Geoffrey Tyler's thoughts on Horia Bernea

Creator

Tyler, Geoffrey

Type

article

Text

This painter was also a friend of the Gorduz, who introduced me to him and whom I often met at their studio. He was younger than people like Pacea, Gheorghiu, and Petrescu. He was recognised as one of the gifted painters of his generation. He first made his mark with a series of paintings of a hill in the countryside to which he went every year and painted, with its varying patterns of crops, ploughings, periods of fallow etc. The hill series to me is a theme and set of variations, each of which is immediately recognisable but all of which are different. Romanian farmland has the remnants of medieval farming tenure and practices and many farms are of separated strips of land rather than large agglomerations of land, the English practice of enclosure not having occurred in Romania. This gives Romanian landscapes a special appearance since in any one year, strips adjacent to strips owned by different farmers may be treated differently and even under snow one can see the individual strips emerging. I was able to buy from Bernea a fine canvas of a study for one of his large ‘Hill’ series.
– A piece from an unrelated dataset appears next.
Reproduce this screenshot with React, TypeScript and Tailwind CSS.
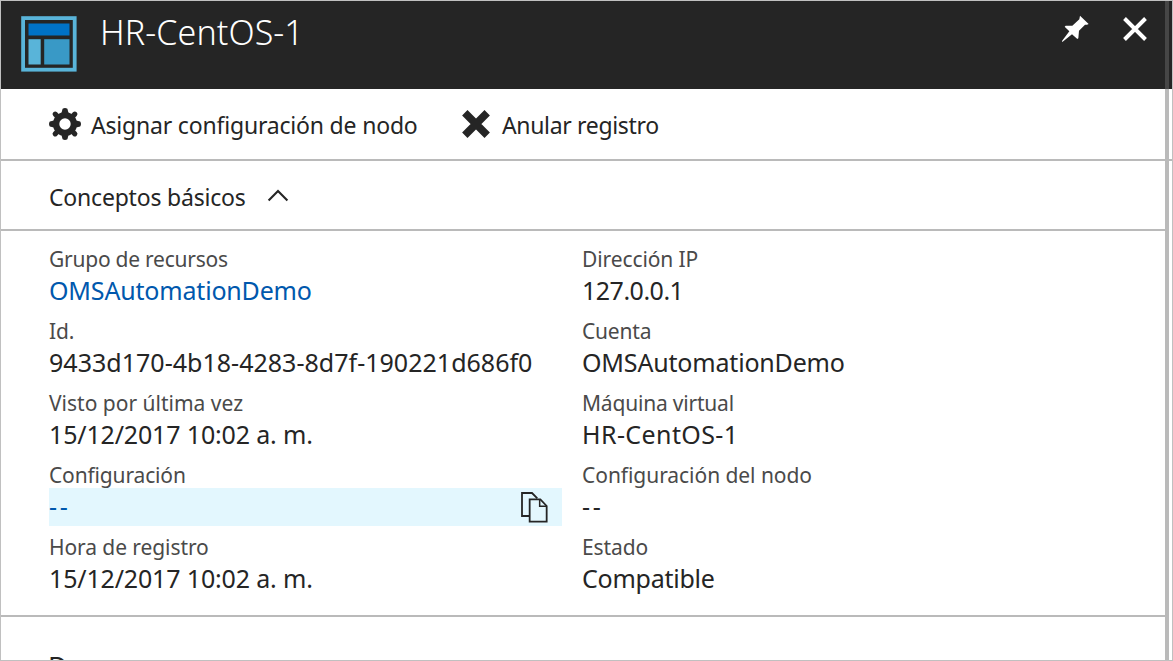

Bernea was a relatively realistic artist and many of his works are clearly religious. Two that I obtained in my last visit to Romania are representations of Orthodox Romanian Church banners used in church processions on feast days. At a superficial glance they are abstract designs but closer examination shows the cross which is central to each work. One large oil on paper that I have hung in my bedroom for decades represents an axe splitting a hill which appears to have graves on it, a work that might seem antitheal to the atheistic communist state, but which Bernea could manage to have accepted by the authorities. In addition to a number of oils, the collection contains a number of small works, on board and paper, that Bernea gave to the Gorduz and which they then gave to the collection.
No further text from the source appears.